- Born: 1842 Danville, Maine
- Died: 1873 (aged 30–31)
- Buried: Auburn, Maine
- Allegiance: United States
- Branch: United States Army
- Rank: Corporal
- Unit: Company F, 19th Maine Volunteer Infantry Regiment
- Conflicts: American Civil War Battle of Bristoe Station
- Awards: Medal of Honor

= Moses C. Hanscom =

American Civil War Medal of Honor recipient (1842–1873)

Moses C. Hanscom (1842 – July 26, 1873) was a Union Army soldier in the American Civil War who received the U.S. military's highest decoration, the Medal of Honor.
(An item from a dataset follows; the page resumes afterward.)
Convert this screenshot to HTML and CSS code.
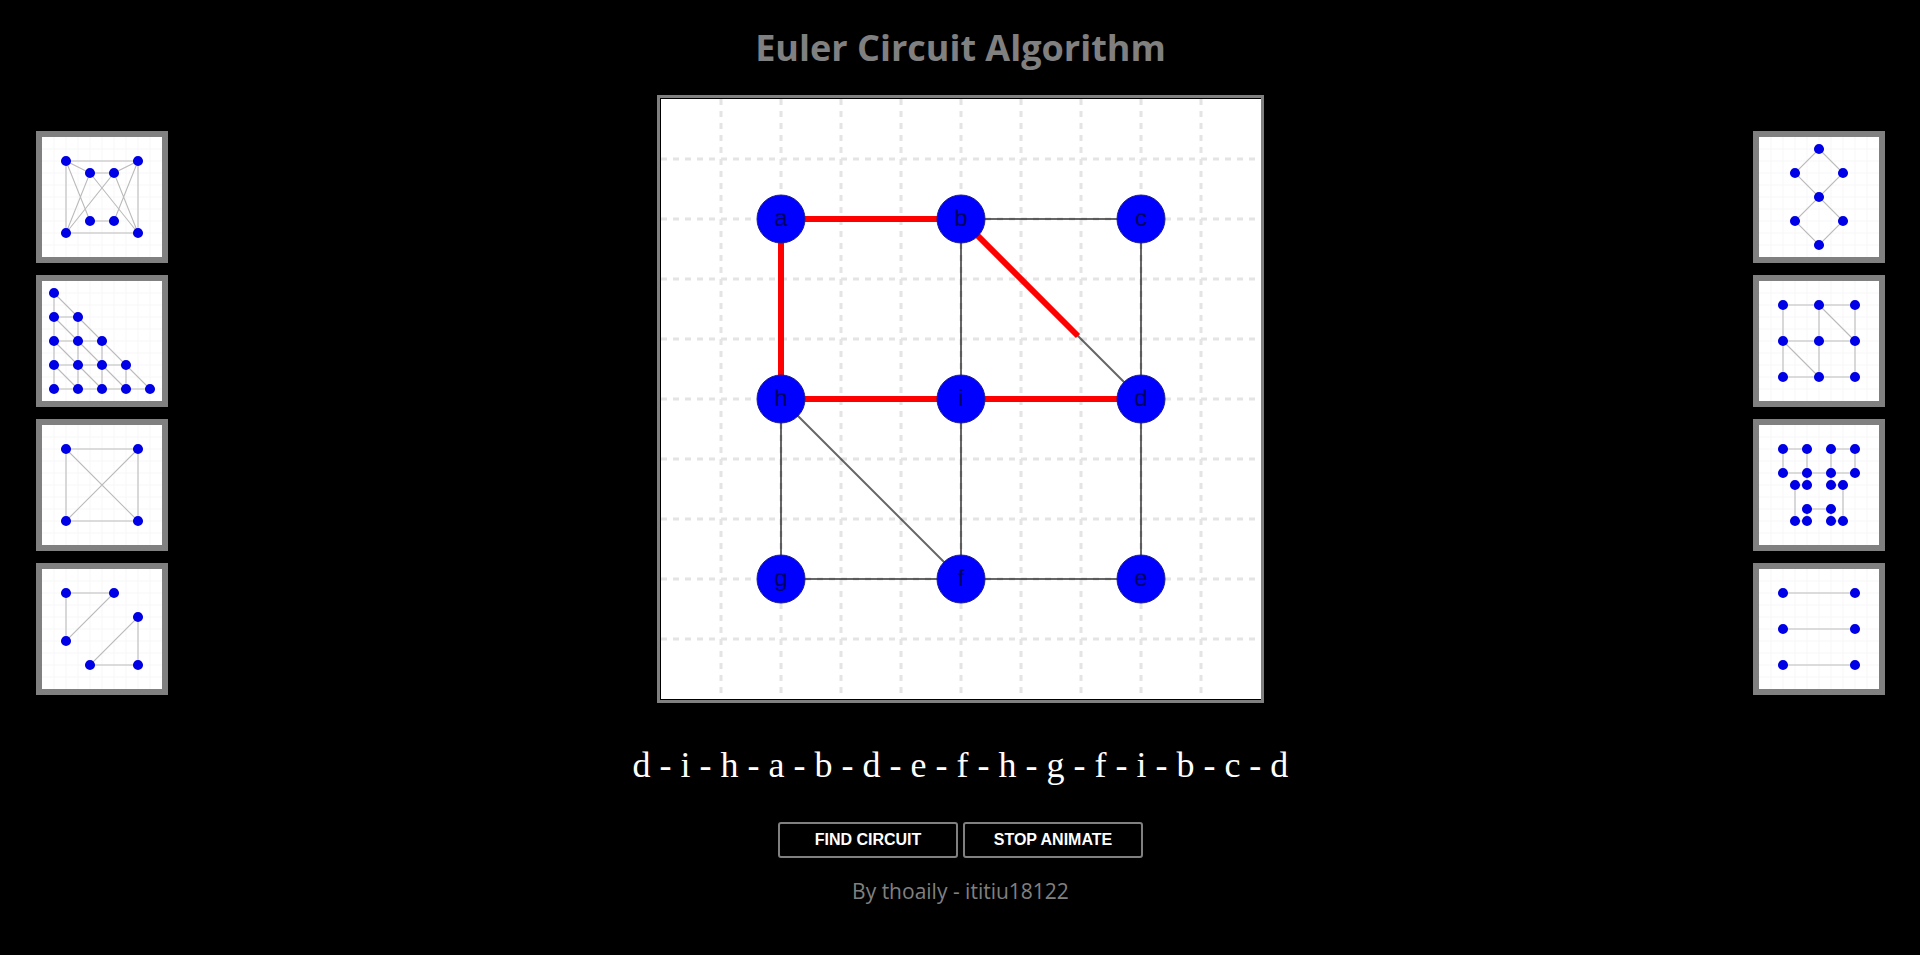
FILE: index.html
```
<!DOCTYPE html>
<html lang="en">
<head>
<meta charset="utf-8">
<meta name="viewport" content="width=device-width, initial-scale=1">
<title>Euler Circuit Algorithm</title>
<link rel="stylesheet" href="styles.css">
</head>
<body>
<svg class="defs" width="0" height="0" aria-hidden="true">
  <defs>
    <path id="grid" d="M1 0V10M2 0V10M3 0V10M4 0V10M5 0V10M6 0V10M7 0V10M8 0V10M9 0V10M0 1H10M0 2H10M0 3H10M0 4H10M0 5H10M0 6H10M0 7H10M0 8H10M0 9H10"/>
  </defs>
</svg>
<div class="page">
  <nav class="samples" aria-label="Sample graphs, left">
    <button class="sample" aria-label="Sample 1"><svg viewBox="0 0 10 10"><use href="#grid" class="mini-grid"/>
      <path class="mini-edges" d="M2 2H8V8H2ZM4 3H6M4 7H6M2 2L4 3L2 8L6 3L8 2M4 3L8 8L6 3M2 2L4 7M8 2L6 7"/>
      <path class="mini-nodes" d="M2 2h0M8 2h0M8 8h0M2 8h0M4 3h0M6 3h0M4 7h0M6 7h0"/></svg></button>
    <button class="sample" aria-label="Sample 2"><svg viewBox="0 0 10 10"><use href="#grid" class="mini-grid"/>
      <path class="mini-edges" d="M1 1V9H9L1 1M1 3H3V9M1 5H5V9M1 7H7V9M1 3L7 9M1 5L5 9M1 7L3 9"/>
      <path class="mini-nodes" d="M1 1h0M1 3h0M3 3h0M1 5h0M3 5h0M5 5h0M1 7h0M3 7h0M5 7h0M7 7h0M1 9h0M3 9h0M5 9h0M7 9h0M9 9h0"/></svg></button>
    <button class="sample" aria-label="Sample 3"><svg viewBox="0 0 10 10"><use href="#grid" class="mini-grid"/>
      <path class="mini-edges" d="M2 2H8V8H2ZM2 2L8 8M8 2L2 8"/>
      <path class="mini-nodes" d="M2 2h0M8 2h0M8 8h0M2 8h0"/></svg></button>
    <button class="sample" aria-label="Sample 4"><svg viewBox="0 0 10 10"><use href="#grid" class="mini-grid"/>
      <path class="mini-edges" d="M2 2H6L2 6ZM8 4V8H4Z"/>
      <path class="mini-nodes" d="M2 2h0M6 2h0M2 6h0M8 4h0M8 8h0M4 8h0"/></svg></button>
  </nav>

  <main class="stage">
    <h1 class="title">Euler Circuit Algorithm</h1>
    <div class="board">
      <svg viewBox="0 0 600 600" role="img" aria-label="Graph with nodes a to i">
        <path class="grid-lines" d="M60 0V600M120 0V600M180 0V600M240 0V600M300 0V600M360 0V600M420 0V600M480 0V600M540 0V600M0 60H600M0 120H600M0 180H600M0 240H600M0 300H600M0 360H600M0 420H600M0 480H600M0 540H600"/>
        <path class="edges" d="M120 120H480V480H120ZM300 120V480M120 300H480M300 120L480 300M120 300L300 480"/>
        <path class="trail" d="M480 300H120V120H300L417 237"/>
        <g class="nodes">
          <circle cx="120" cy="120" r="24"/><circle cx="300" cy="120" r="24"/><circle cx="480" cy="120" r="24"/>
          <circle cx="120" cy="300" r="24"/><circle cx="300" cy="300" r="24"/><circle cx="480" cy="300" r="24"/>
          <circle cx="120" cy="480" r="24"/><circle cx="300" cy="480" r="24"/><circle cx="480" cy="480" r="24"/>
        </g>
        <g class="names">
          <text x="120" y="127">a</text><text x="300" y="127">b</text><text x="480" y="127">c</text>
          <text x="120" y="307">h</text><text x="300" y="307">i</text><text x="480" y="307">d</text>
          <text x="120" y="487">g</text><text x="300" y="487">f</text><text x="480" y="487">e</text>
        </g>
      </svg>
    </div>
    <p class="circuit">d - i - h - a - b - d - e - f - h - g - f - i - b - c - d</p>
    <div class="actions">
      <button class="action">FIND CIRCUIT</button>
      <button class="action">STOP ANIMATE</button>
    </div>
    <footer class="credit">By thoaily - ititiu18122</footer>
  </main>

  <nav class="samples" aria-label="Sample graphs, right">
    <button class="sample" aria-label="Sample 5"><svg viewBox="0 0 10 10"><use href="#grid" class="mini-grid"/>
      <path class="mini-edges" d="M5 1L7 3L3 7L5 9L7 7L3 3Z"/>
      <path class="mini-nodes" d="M5 1h0M3 3h0M7 3h0M5 5h0M3 7h0M7 7h0M5 9h0"/></svg></button>
    <button class="sample" aria-label="Sample 6"><svg viewBox="0 0 10 10"><use href="#grid" class="mini-grid"/>
      <path class="mini-edges" d="M2 2H8V8H2ZM5 2V8M2 5H8M5 2L8 5M2 5L5 8"/>
      <path class="mini-nodes" d="M2 2h0M5 2h0M8 2h0M2 5h0M5 5h0M8 5h0M2 8h0M5 8h0M8 8h0"/></svg></button>
    <button class="sample" aria-label="Sample 7"><svg viewBox="0 0 10 10"><use href="#grid" class="mini-grid"/>
      <path class="mini-edges" d="M2 2H4V5H3V8H4V7H6V8H7V5H6V2H8V4H2Z"/>
      <path class="mini-nodes" d="M2 2h0M4 2h0M6 2h0M8 2h0M2 4h0M4 4h0M6 4h0M8 4h0M3 5h0M4 5h0M6 5h0M7 5h0M4 7h0M6 7h0M3 8h0M4 8h0M6 8h0M7 8h0"/></svg></button>
    <button class="sample" aria-label="Sample 8"><svg viewBox="0 0 10 10"><use href="#grid" class="mini-grid"/>
      <path class="mini-edges" d="M2 2H8M2 5H8M2 8H8"/>
      <path class="mini-nodes" d="M2 2h0M8 2h0M2 5h0M8 5h0M2 8h0M8 8h0"/></svg></button>
  </nav>
</div>
</body>
</html>
```
FILE: styles.css
```
* {
  box-sizing: border-box;
}

body {
  margin: 0;
  background: #000;
  color: #808080;
}

svg {
  display: block;
}

.defs {
  position: absolute;
}

.page {
  display: flex;
  justify-content: space-between;
  align-items: flex-start;
  padding: 24px 35px 24px 36px;
}

.samples {
  display: flex;
  flex-direction: column;
  gap: 12px;
  padding-top: 107px;
}

.sample {
  width: 132px;
  padding: 0;
  border: 6px solid #808080;
  background: #fff;
  cursor: pointer;
}

.mini-grid,
.mini-edges,
.mini-nodes {
  fill: none;
}

.mini-grid {
  stroke: #f8f8f8;
  stroke-width: 0.1;
}

.mini-edges {
  stroke: #bbb;
  stroke-width: 0.09;
}

.mini-nodes {
  stroke: #0000e6;
  stroke-width: 0.84;
  stroke-linecap: round;
}

.stage {
  display: flex;
  flex-direction: column;
  align-items: center;
}

.title {
  margin: 0 0 23px;
  font: 700 36px/48px "Open Sans", sans-serif;
}

.board {
  width: 607px;
  max-width: 100%;
  padding: 1px 0 1px 1px;
  border: 3px solid #808080;
}

.board svg {
  width: 100%;
  background: #fff;
}

.grid-lines {
  fill: none;
  stroke: #e4e4e4;
  stroke-width: 3;
  stroke-dasharray: 6 6;
}

.edges {
  fill: none;
  stroke: rgba(0, 0, 0, 0.6);
  stroke-width: 2;
}

.trail {
  fill: none;
  stroke: #f00;
  stroke-width: 6;
}

.nodes {
  fill: #00f;
  stroke: #1c1c90;
  stroke-width: 1;
}

.names {
  fill: #000060;
  font: 24px "Liberation Sans", Arial, sans-serif;
  text-anchor: middle;
}

.circuit {
  margin: 40px 0 35px;
  color: #fff;
  font: 36px/44px "Liberation Serif", "Times New Roman", serif;
}

.actions {
  display: flex;
  gap: 5px;
}

.action {
  width: 180px;
  height: 36px;
  padding: 0;
  border: 2px solid #808080;
  border-radius: 3px;
  background: #000;
  color: #fff;
  font: bold 16px "Liberation Sans", Arial, sans-serif;
  cursor: pointer;
}

.credit {
  margin-top: 18px;
  font: 21px/30px "Open Sans", sans-serif;
}
```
Hanscom was born in 1842 in Danville, Maine and entered service at Bowdoinham, Maine. He was awarded the Medal of Honor, for extraordinary heroism shown on October 14, 1863, at the Battle of Bristoe Station, while serving as a corporal with Company F, 19th Maine Volunteer Infantry Regiment. His Medal of Honor was issued on December 1, 1864, and is on display at the Maine State Museum.

Hanscom died at the age of 30, on July 26, 1873, and was buried at Oak Hill Cemetery in Auburn, Maine.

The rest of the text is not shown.